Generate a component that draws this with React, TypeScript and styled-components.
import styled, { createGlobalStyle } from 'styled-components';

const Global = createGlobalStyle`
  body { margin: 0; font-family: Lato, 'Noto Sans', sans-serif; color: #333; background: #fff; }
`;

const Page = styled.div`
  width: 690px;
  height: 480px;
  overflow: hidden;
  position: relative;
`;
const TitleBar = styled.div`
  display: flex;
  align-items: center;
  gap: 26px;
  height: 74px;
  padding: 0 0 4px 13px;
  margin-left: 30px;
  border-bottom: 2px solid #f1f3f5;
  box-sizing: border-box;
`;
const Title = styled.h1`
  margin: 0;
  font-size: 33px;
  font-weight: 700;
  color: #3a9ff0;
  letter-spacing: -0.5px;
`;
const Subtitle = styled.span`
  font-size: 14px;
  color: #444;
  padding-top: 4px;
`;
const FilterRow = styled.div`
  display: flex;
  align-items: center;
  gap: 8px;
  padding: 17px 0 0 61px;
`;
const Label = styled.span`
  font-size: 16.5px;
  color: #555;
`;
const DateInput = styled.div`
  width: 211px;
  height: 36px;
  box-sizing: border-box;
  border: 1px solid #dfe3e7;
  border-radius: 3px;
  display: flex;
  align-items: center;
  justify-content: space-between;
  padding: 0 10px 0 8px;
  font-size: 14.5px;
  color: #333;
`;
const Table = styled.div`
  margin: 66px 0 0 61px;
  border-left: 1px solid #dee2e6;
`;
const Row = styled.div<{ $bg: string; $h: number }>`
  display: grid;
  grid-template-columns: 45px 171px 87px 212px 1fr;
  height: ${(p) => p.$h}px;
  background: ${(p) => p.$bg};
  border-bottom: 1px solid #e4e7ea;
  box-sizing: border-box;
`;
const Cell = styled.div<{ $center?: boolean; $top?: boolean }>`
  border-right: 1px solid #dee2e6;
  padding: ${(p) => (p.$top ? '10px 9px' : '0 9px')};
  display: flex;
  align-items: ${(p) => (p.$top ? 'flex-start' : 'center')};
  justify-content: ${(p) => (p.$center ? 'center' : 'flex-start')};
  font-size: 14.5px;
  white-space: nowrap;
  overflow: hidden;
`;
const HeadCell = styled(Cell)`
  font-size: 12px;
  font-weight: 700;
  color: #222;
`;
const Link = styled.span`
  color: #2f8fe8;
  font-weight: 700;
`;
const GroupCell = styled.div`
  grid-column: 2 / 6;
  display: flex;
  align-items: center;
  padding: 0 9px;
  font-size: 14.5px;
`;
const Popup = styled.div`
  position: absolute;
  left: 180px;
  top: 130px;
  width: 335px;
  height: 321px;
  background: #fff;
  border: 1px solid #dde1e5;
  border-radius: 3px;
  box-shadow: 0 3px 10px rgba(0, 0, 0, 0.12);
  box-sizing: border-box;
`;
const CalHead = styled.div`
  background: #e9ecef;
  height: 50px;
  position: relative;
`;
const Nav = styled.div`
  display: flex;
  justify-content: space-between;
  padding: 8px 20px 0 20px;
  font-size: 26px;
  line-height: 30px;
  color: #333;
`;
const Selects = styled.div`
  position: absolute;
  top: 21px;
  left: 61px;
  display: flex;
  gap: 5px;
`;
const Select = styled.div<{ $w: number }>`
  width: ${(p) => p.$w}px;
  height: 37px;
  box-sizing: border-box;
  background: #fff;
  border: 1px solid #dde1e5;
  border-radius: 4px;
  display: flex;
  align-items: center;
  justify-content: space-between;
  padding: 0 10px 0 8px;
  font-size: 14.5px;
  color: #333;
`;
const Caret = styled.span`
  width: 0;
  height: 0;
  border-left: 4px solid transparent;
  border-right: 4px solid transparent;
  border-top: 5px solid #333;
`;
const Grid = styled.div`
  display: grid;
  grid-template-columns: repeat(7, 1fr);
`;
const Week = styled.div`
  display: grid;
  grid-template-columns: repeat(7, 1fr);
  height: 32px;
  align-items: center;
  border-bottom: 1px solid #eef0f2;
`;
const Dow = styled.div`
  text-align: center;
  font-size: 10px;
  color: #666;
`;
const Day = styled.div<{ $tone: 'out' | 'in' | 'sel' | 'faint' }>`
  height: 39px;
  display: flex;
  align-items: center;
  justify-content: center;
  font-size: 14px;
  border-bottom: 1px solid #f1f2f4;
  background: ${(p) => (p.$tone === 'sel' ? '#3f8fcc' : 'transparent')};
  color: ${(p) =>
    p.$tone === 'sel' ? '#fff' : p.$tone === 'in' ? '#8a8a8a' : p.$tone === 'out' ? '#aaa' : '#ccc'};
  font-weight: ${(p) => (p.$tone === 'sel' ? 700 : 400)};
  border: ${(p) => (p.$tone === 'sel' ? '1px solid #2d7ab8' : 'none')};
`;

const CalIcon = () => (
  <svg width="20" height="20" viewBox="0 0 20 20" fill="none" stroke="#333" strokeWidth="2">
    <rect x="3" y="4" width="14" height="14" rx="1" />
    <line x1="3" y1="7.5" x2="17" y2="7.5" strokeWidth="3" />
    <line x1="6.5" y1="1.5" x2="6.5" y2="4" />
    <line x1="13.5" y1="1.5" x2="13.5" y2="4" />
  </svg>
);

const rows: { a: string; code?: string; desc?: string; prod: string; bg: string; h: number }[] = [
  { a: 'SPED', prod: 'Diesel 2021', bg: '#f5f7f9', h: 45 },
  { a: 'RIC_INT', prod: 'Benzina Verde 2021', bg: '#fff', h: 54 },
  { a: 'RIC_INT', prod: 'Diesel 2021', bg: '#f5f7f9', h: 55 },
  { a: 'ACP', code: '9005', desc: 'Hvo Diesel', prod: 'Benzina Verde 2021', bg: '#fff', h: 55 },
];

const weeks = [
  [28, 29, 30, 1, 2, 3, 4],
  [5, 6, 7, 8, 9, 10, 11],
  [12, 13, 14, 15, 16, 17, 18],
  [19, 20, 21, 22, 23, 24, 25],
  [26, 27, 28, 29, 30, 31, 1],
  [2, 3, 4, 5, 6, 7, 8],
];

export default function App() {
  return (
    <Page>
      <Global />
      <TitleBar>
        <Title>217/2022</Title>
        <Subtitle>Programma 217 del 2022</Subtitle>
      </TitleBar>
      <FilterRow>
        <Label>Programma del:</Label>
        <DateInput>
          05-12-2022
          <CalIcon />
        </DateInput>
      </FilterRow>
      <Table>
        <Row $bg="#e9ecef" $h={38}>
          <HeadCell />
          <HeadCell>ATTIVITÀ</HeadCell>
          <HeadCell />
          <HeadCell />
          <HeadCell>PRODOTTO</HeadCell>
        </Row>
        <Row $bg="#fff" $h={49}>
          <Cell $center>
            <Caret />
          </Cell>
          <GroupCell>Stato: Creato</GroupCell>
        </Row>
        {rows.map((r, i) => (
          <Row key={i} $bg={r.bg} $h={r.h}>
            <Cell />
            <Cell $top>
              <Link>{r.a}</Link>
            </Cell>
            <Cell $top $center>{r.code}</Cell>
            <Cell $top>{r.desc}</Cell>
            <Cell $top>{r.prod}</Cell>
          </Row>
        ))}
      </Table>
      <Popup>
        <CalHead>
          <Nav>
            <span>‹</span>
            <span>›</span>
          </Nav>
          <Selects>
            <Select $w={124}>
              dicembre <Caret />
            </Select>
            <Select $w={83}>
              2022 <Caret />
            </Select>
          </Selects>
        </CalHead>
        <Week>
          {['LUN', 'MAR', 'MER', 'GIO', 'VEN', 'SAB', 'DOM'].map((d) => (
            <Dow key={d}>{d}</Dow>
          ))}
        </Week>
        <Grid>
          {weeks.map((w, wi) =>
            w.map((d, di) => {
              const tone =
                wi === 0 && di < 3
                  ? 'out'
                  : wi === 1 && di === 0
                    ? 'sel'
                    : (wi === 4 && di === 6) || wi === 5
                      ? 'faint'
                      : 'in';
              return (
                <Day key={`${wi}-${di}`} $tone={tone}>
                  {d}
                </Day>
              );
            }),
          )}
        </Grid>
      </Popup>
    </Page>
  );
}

==

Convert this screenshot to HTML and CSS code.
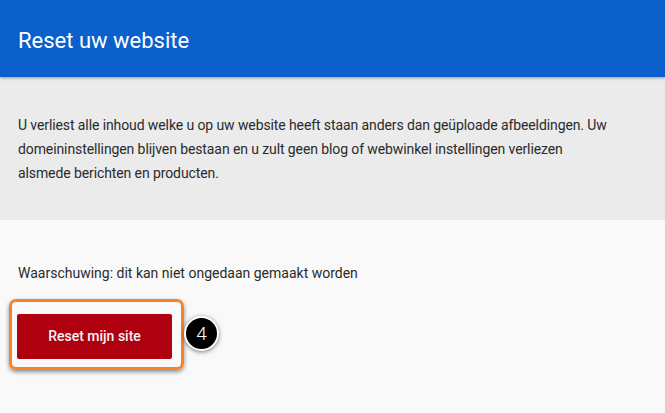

Directions:
State the count of lines in the data holding the word "components", adding nothing to it.

Written solution:
2